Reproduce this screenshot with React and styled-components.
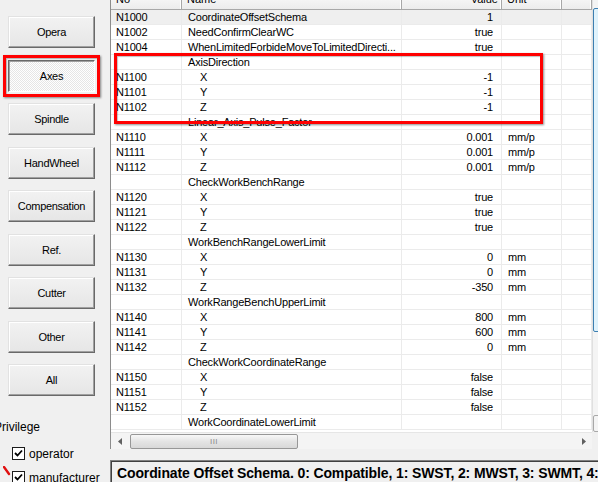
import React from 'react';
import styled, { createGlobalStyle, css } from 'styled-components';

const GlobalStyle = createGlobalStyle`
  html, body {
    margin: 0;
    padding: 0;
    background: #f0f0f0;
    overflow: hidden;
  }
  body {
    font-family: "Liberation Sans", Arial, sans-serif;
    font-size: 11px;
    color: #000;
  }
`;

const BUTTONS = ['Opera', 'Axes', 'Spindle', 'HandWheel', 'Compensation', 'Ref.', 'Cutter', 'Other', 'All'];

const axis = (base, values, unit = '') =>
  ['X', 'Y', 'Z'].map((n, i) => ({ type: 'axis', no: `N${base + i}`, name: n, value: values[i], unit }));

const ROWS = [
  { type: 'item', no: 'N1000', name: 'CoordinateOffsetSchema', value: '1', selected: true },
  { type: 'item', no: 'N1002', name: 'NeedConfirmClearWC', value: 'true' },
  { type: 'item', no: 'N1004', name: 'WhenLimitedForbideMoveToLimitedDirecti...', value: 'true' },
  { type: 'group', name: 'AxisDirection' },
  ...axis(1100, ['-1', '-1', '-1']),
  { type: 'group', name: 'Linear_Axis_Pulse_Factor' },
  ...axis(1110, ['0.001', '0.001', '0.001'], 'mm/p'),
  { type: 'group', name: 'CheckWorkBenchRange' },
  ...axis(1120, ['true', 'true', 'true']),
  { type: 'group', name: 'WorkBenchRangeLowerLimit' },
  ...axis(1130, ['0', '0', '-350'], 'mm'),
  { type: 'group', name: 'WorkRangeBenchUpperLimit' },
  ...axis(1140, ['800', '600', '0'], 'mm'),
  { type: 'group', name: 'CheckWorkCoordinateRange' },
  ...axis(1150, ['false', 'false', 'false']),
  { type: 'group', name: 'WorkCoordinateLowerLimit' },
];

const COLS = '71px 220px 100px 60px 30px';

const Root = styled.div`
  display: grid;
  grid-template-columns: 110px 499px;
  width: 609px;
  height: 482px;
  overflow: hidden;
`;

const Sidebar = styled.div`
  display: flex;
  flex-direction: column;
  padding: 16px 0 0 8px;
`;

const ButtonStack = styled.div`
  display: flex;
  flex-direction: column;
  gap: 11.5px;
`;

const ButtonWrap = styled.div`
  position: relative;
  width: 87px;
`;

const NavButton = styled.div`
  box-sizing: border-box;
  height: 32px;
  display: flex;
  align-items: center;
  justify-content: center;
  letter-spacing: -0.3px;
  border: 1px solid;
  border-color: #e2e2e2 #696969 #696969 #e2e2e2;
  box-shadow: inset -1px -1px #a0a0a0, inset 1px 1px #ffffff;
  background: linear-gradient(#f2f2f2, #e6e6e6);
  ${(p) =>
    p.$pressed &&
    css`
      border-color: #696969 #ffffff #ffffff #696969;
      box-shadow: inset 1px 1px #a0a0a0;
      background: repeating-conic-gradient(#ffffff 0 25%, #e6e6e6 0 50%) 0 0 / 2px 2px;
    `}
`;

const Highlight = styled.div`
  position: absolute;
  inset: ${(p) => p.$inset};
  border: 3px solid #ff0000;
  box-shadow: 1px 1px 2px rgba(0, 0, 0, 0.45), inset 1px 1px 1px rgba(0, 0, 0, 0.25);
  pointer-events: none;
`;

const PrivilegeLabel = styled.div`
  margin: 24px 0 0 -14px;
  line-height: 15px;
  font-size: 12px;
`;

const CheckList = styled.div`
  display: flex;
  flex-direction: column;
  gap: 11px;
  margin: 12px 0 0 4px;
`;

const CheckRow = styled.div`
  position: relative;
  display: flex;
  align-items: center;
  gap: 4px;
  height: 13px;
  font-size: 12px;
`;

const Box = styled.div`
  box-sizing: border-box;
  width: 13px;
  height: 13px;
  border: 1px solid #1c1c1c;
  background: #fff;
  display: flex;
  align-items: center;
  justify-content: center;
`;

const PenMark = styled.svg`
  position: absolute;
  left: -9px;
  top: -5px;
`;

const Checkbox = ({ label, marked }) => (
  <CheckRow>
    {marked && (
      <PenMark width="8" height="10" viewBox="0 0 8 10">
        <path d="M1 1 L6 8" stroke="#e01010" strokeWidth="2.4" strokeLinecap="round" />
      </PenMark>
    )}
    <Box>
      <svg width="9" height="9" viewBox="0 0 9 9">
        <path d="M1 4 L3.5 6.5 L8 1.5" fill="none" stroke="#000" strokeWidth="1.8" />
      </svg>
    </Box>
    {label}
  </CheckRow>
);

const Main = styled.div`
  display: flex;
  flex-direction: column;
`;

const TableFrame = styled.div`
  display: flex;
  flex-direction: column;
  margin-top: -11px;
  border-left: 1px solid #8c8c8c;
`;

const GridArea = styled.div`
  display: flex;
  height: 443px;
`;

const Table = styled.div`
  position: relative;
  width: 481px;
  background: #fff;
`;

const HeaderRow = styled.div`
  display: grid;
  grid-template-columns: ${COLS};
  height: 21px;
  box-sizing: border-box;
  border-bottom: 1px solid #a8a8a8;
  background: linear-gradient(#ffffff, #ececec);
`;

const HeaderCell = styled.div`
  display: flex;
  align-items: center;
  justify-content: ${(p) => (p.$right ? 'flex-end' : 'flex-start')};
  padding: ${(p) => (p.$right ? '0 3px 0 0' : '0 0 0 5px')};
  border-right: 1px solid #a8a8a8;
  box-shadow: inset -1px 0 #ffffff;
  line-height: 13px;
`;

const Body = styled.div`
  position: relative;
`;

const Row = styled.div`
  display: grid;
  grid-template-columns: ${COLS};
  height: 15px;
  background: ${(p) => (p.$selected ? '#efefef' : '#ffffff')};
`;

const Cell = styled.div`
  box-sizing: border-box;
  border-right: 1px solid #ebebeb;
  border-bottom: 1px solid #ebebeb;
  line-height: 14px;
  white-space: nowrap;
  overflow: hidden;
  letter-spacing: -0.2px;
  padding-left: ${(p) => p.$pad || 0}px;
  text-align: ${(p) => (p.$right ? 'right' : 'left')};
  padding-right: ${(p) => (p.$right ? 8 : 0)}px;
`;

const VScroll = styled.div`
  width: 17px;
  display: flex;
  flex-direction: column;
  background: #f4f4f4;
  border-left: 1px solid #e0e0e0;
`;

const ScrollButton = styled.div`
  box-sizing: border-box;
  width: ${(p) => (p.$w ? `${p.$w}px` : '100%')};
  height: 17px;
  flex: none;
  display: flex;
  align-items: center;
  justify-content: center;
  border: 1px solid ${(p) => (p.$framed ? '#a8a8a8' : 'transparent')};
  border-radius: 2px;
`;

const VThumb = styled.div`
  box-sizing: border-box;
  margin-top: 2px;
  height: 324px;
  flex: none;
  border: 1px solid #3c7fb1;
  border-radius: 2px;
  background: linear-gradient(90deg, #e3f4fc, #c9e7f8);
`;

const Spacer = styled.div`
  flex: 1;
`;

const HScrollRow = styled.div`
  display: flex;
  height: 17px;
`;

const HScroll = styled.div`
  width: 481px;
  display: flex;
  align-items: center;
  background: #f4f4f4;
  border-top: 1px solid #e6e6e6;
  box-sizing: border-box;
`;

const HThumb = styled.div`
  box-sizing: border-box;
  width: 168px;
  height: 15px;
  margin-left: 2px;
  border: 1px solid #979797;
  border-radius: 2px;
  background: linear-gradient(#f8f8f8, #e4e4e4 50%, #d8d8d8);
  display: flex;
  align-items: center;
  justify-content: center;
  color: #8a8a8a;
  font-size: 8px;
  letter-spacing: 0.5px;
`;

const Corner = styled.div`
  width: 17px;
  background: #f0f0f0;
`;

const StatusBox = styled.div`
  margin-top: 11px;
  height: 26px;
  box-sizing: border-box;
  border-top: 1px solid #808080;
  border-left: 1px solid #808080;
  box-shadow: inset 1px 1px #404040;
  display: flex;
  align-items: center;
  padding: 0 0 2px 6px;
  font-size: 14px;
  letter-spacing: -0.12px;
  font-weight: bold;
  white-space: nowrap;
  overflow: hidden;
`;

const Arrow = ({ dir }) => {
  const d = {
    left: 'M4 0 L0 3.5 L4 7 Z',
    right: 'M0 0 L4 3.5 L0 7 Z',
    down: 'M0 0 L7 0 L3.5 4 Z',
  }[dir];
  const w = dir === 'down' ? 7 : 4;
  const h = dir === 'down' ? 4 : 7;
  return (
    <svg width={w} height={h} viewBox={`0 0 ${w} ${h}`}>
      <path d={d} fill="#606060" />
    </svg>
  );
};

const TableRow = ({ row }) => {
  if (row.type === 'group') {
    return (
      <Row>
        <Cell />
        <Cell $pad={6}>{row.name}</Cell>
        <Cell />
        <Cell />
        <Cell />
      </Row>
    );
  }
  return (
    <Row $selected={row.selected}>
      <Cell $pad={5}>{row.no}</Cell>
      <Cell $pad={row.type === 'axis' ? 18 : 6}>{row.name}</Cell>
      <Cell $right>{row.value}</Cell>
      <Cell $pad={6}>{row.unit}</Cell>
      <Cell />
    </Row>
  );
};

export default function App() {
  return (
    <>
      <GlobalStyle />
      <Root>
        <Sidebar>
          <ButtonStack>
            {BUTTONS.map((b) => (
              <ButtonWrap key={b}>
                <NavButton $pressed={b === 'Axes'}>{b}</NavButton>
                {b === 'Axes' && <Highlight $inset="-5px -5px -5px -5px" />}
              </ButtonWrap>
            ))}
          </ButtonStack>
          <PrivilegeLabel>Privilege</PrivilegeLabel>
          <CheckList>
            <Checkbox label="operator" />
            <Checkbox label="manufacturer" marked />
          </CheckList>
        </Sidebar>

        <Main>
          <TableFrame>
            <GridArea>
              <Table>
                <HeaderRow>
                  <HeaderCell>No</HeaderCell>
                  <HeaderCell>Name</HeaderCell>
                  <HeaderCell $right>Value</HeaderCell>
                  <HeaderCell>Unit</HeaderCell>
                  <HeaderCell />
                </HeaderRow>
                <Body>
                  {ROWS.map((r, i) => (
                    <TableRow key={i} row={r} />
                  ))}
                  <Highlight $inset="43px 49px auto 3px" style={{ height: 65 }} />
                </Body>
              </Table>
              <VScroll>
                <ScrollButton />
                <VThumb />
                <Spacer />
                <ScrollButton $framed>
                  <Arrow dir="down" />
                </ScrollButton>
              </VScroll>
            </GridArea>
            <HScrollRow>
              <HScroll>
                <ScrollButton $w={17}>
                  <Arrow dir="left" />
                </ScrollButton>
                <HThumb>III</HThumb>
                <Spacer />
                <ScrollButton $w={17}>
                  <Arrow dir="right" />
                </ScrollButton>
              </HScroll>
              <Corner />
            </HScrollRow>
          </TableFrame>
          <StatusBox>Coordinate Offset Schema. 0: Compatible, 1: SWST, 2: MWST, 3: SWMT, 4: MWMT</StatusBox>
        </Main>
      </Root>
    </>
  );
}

....................

▶ **DIRECTIONS**: Leave the pictures out and reproduce exactly the lines from the top of the listing above through the line with "const COLS = '71px 220px 100px 60px 30px';".

▶ **RESULT FOR THIS EXERCISE**:
Reproduce this screenshot with React and styled-components.
import React from 'react';
import styled, { createGlobalStyle, css } from 'styled-components';

const GlobalStyle = createGlobalStyle`
  html, body {
    margin: 0;
    padding: 0;
    background: #f0f0f0;
    overflow: hidden;
  }
  body {
    font-family: "Liberation Sans", Arial, sans-serif;
    font-size: 11px;
    color: #000;
  }
`;

const BUTTONS = ['Opera', 'Axes', 'Spindle', 'HandWheel', 'Compensation', 'Ref.', 'Cutter', 'Other', 'All'];

const axis = (base, values, unit = '') =>
  ['X', 'Y', 'Z'].map((n, i) => ({ type: 'axis', no: `N${base + i}`, name: n, value: values[i], unit }));

const ROWS = [
  { type: 'item', no: 'N1000', name: 'CoordinateOffsetSchema', value: '1', selected: true },
  { type: 'item', no: 'N1002', name: 'NeedConfirmClearWC', value: 'true' },
  { type: 'item', no: 'N1004', name: 'WhenLimitedForbideMoveToLimitedDirecti...', value: 'true' },
  { type: 'group', name: 'AxisDirection' },
  ...axis(1100, ['-1', '-1', '-1']),
  { type: 'group', name: 'Linear_Axis_Pulse_Factor' },
  ...axis(1110, ['0.001', '0.001', '0.001'], 'mm/p'),
  { type: 'group', name: 'CheckWorkBenchRange' },
  ...axis(1120, ['true', 'true', 'true']),
  { type: 'group', name: 'WorkBenchRangeLowerLimit' },
  ...axis(1130, ['0', '0', '-350'], 'mm'),
  { type: 'group', name: 'WorkRangeBenchUpperLimit' },
  ...axis(1140, ['800', '600', '0'], 'mm'),
  { type: 'group', name: 'CheckWorkCoordinateRange' },
  ...axis(1150, ['false', 'false', 'false']),
  { type: 'group', name: 'WorkCoordinateLowerLimit' },
];

const COLS = '71px 220px 100px 60px 30px';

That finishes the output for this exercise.